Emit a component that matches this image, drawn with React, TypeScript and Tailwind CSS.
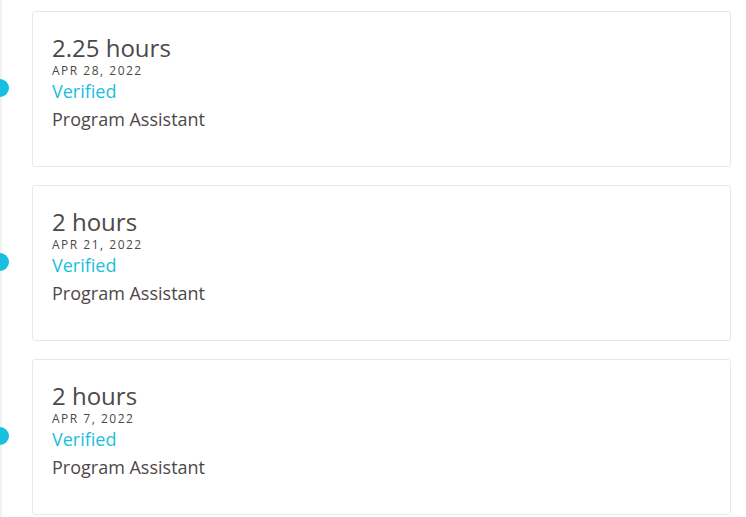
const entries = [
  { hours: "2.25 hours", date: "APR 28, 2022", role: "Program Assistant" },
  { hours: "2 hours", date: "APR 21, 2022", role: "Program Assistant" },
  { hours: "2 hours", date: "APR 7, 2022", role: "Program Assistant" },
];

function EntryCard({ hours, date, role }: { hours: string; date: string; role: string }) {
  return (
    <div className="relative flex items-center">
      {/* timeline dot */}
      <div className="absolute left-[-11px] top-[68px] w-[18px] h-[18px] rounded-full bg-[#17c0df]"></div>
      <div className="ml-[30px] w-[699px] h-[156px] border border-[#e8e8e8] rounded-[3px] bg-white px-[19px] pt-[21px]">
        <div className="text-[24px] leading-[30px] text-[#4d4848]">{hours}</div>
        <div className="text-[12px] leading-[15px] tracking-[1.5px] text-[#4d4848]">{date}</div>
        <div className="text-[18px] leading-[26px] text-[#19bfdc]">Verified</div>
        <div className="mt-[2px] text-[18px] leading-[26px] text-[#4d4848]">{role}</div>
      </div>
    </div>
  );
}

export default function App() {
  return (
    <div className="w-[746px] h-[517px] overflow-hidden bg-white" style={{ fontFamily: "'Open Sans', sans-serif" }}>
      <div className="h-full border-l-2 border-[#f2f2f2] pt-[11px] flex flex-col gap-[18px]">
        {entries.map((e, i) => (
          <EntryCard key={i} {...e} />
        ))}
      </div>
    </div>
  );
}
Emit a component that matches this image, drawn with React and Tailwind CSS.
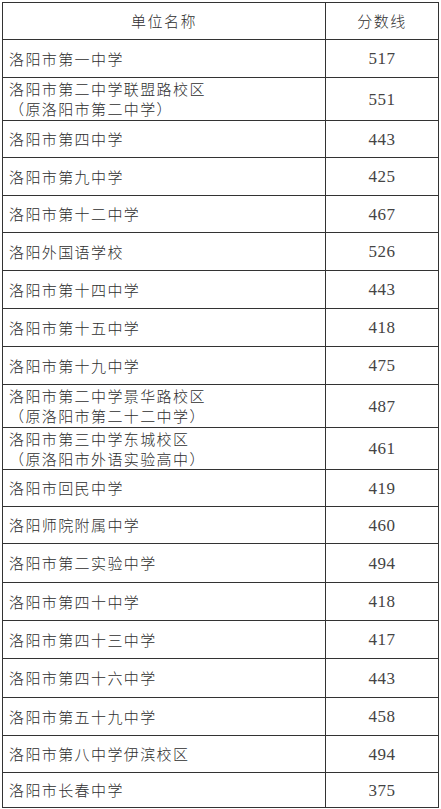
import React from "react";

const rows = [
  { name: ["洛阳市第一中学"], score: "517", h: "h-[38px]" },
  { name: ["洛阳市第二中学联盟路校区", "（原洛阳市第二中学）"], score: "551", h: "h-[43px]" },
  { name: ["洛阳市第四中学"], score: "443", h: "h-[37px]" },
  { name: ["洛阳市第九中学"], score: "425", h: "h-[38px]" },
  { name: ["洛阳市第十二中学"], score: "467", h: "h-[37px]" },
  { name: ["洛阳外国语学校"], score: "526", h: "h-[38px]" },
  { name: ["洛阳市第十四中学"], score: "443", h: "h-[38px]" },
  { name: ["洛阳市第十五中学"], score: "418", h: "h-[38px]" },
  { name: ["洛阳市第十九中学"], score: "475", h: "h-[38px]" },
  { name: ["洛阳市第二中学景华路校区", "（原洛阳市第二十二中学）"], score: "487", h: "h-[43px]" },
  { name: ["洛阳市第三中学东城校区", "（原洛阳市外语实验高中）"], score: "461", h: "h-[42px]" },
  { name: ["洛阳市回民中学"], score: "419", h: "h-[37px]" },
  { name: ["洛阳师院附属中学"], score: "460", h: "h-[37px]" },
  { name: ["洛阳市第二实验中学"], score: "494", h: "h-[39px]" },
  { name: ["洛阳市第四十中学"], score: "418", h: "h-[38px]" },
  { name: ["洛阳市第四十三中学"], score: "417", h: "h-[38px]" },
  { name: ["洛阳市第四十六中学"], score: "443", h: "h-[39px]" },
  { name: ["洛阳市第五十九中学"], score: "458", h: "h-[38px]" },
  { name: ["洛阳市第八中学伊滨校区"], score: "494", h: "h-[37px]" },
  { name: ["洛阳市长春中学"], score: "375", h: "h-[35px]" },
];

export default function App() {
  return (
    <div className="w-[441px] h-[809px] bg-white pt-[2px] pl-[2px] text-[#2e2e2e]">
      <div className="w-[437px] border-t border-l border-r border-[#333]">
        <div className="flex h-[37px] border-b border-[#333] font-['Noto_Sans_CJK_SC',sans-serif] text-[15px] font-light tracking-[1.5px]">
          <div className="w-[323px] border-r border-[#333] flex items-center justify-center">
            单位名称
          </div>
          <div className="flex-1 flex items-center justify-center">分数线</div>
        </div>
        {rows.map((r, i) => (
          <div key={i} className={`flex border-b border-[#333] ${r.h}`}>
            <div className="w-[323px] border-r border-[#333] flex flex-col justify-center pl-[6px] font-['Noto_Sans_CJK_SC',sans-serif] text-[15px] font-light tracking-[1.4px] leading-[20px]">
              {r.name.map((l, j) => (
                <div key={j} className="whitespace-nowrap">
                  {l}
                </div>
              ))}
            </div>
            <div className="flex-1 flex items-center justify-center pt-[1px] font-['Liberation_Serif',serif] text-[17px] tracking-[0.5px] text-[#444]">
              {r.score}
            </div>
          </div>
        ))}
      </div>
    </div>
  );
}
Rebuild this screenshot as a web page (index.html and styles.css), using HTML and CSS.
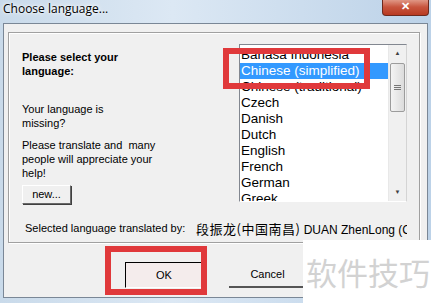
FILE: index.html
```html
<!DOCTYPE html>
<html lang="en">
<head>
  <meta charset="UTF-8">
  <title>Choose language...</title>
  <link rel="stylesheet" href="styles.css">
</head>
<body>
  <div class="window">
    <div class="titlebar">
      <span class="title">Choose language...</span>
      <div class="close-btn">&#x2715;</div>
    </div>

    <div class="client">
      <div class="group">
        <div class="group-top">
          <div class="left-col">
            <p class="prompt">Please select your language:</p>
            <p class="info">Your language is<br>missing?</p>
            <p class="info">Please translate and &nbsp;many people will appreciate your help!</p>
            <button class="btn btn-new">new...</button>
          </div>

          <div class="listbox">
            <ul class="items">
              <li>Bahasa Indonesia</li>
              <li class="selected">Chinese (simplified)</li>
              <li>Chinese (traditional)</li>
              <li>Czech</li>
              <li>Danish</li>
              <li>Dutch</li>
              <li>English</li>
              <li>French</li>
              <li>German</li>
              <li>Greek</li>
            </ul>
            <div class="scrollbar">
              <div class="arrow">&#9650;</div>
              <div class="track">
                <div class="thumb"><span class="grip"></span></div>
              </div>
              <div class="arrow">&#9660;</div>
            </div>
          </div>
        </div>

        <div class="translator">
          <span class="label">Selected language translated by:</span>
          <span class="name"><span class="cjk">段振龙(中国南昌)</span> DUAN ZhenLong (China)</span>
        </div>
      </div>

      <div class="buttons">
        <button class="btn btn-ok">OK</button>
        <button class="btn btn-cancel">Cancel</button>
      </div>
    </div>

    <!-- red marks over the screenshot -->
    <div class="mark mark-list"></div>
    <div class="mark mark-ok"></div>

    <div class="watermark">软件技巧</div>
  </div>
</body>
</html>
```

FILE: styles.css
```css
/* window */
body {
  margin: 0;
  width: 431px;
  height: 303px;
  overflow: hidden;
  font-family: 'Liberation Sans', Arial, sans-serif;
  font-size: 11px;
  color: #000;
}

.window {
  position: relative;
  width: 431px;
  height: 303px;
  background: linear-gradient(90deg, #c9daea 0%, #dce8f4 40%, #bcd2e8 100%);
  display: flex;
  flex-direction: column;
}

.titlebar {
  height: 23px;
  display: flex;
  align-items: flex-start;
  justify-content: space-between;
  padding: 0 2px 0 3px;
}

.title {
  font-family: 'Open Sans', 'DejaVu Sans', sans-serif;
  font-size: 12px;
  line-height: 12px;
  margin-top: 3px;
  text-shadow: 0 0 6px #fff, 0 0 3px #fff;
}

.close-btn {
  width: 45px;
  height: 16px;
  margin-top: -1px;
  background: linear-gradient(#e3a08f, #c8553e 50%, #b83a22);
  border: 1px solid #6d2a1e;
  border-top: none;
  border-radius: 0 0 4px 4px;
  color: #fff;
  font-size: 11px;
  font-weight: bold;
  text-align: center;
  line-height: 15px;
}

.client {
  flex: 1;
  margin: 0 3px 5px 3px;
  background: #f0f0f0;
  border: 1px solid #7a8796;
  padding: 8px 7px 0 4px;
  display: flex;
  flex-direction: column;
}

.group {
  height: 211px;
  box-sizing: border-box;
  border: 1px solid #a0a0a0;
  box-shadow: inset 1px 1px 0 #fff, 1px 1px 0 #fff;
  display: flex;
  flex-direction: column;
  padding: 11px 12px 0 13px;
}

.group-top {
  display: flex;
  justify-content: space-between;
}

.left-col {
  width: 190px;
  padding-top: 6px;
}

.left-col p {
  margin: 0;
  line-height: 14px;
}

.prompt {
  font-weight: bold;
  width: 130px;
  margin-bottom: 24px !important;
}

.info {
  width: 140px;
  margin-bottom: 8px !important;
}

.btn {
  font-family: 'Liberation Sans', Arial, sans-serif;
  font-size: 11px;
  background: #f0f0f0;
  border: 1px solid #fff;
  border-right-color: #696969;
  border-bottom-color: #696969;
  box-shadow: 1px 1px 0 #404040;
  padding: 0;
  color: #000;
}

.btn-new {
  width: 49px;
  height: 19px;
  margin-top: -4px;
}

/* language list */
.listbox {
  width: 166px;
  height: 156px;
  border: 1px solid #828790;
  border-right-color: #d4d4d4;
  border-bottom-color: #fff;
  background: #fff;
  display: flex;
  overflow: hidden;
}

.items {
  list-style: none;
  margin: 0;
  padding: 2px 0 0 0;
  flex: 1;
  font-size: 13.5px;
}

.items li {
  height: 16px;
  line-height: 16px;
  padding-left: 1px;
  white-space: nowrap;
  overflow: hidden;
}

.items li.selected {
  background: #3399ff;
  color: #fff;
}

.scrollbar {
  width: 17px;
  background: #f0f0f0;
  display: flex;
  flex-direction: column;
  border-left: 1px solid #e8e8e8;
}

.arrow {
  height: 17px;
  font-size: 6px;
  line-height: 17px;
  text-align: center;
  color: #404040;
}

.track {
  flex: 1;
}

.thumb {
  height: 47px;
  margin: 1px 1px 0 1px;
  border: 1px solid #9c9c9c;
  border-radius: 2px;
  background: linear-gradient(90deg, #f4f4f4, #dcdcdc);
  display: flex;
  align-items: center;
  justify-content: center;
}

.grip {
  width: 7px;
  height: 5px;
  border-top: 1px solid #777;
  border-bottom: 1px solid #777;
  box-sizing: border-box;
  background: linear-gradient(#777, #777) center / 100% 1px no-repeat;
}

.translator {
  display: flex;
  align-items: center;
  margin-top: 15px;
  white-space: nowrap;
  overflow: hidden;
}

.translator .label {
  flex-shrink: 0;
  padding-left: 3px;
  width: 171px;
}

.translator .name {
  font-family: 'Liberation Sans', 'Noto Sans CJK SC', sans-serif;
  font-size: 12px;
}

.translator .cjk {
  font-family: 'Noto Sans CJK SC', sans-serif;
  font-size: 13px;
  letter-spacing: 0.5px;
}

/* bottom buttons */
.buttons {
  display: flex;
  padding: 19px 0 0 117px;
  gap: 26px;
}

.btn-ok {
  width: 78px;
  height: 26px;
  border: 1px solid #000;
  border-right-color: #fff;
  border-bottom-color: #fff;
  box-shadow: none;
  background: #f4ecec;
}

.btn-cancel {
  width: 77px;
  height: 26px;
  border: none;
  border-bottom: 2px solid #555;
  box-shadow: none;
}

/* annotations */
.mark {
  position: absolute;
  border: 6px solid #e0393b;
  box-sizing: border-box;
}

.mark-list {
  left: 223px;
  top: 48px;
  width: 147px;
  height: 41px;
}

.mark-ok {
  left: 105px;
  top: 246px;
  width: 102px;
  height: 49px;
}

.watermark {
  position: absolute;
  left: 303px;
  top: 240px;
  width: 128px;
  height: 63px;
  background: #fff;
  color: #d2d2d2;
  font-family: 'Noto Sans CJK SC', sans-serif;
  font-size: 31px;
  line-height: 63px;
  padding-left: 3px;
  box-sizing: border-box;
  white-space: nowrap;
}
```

Written request:
Give nothing but the number of lines containing the string "that".

Solved problem:
2